Development

Entitlement (Land Entitlement)

The legal approvals and permits that grant the right to develop land for a specific use — zoning, subdivision, site plans, variances. Entitled land is more valuable and financeable than raw land.

Entitlement is the process of obtaining the legal approvals and rights to develop a piece of land for a particular use and intensity. 'Entitled' land has the green light from local government — the zoning, permits, and approvals needed to build what you intend. Until land is entitled, the right to build the project you envision doesn't actually exist yet.

What entitlement can involve

Depending on the project and jurisdiction, entitlement may include:

  • Zoning approval or rezoning — confirming (or changing) what the land may be used for.
  • Variances or conditional-use permits — exceptions to standard zoning rules.
  • Subdivision / plat approval — dividing land into buildable lots.
  • Site plan approval — layout, density, parking, setbacks.
  • Environmental and utility approvals — impact studies, water/sewer availability.
  • Building permits — the final authorization to construct.

Why entitlement matters to investors

Entitlement is where a lot of land value is created — or lost:

  • It unlocks value.
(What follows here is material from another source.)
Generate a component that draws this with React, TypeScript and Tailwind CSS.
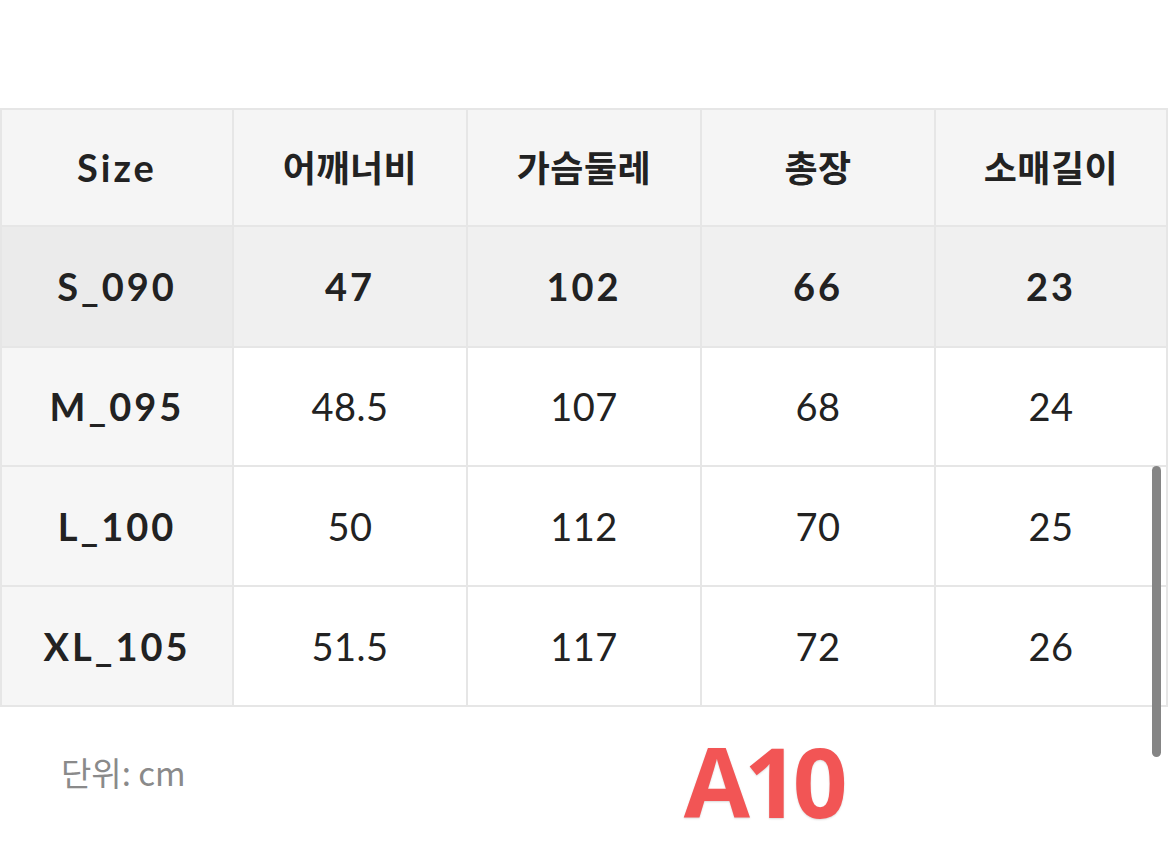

Raw land entitled for, say, multifamily or a residential subdivision is worth far more than the same parcel without those rights. The entitlement process itself can be a profit strategy (buy raw, entitle, sell or build).
  • It's required to build. A new construction loan or spec build can't proceed until the land is properly entitled — lenders confirm entitlements before funding vertical construction.
  • It carries risk and time. Entitlement can take months or years and may be denied or conditioned by local boards, public hearings, or opposition. Buying land contingent on obtaining entitlements protects you from paying full price for rights you can't secure.

Entitled vs. shovel-ready vs. raw

Stage Meaning
Raw land No development rights secured
Entitled Approvals/zoning in place for the intended use
Shovel-ready Fully entitled and permitted — ready to build now

Financing gets easier and land gets more valuable as you move down this list.

Financing implications

  • Raw/unentitled land is the hardest to finance — lenders see high risk and uncertain value, so loans are scarce, low-leverage, and expensive.
  • Entitled land is more financeable, and shovel-ready land supports a construction loan.
  • Confirm entitlement status as part of due diligence; an appraisal of land often hinges on its entitled use.

Practical takeaway

For investors touching land or ground-up development, entitlement is the gatekeeper between owning dirt and building a project. Understand exactly what rights a parcel has (and lacks) before buying, use contingencies when entitlements are uncertain, and budget for the time and cost of securing them. The reward for navigating entitlement well is real — it's one of the clearest ways to add value to land — but the process is slow and uncertain enough that it deserves careful diligence and the right local expertise.

Frequently asked questions

What does it mean for land to be entitled?

It means the legal approvals and rights to develop it for a specific use are in place — the appropriate zoning, and as needed, variances, subdivision/plat approval, and site plan approval. Entitled land has local government's green light to build the intended project, which raw, unentitled land does not.

Why is entitled land worth more than raw land?

Because the right to build a valuable use has been secured. Raw land entitled for multifamily or a subdivision is worth far more than the same parcel without those rights, and it's much easier to finance. Securing entitlements can itself be a profit strategy — buy raw, entitle, then sell or build.

Can I get a construction loan on unentitled land?

Generally not for vertical construction. Lenders confirm entitlements before funding a build, because you can't legally construct without them. Raw, unentitled land is the hardest to finance — loans are scarce, low-leverage, and expensive. Entitled and shovel-ready land is far more financeable.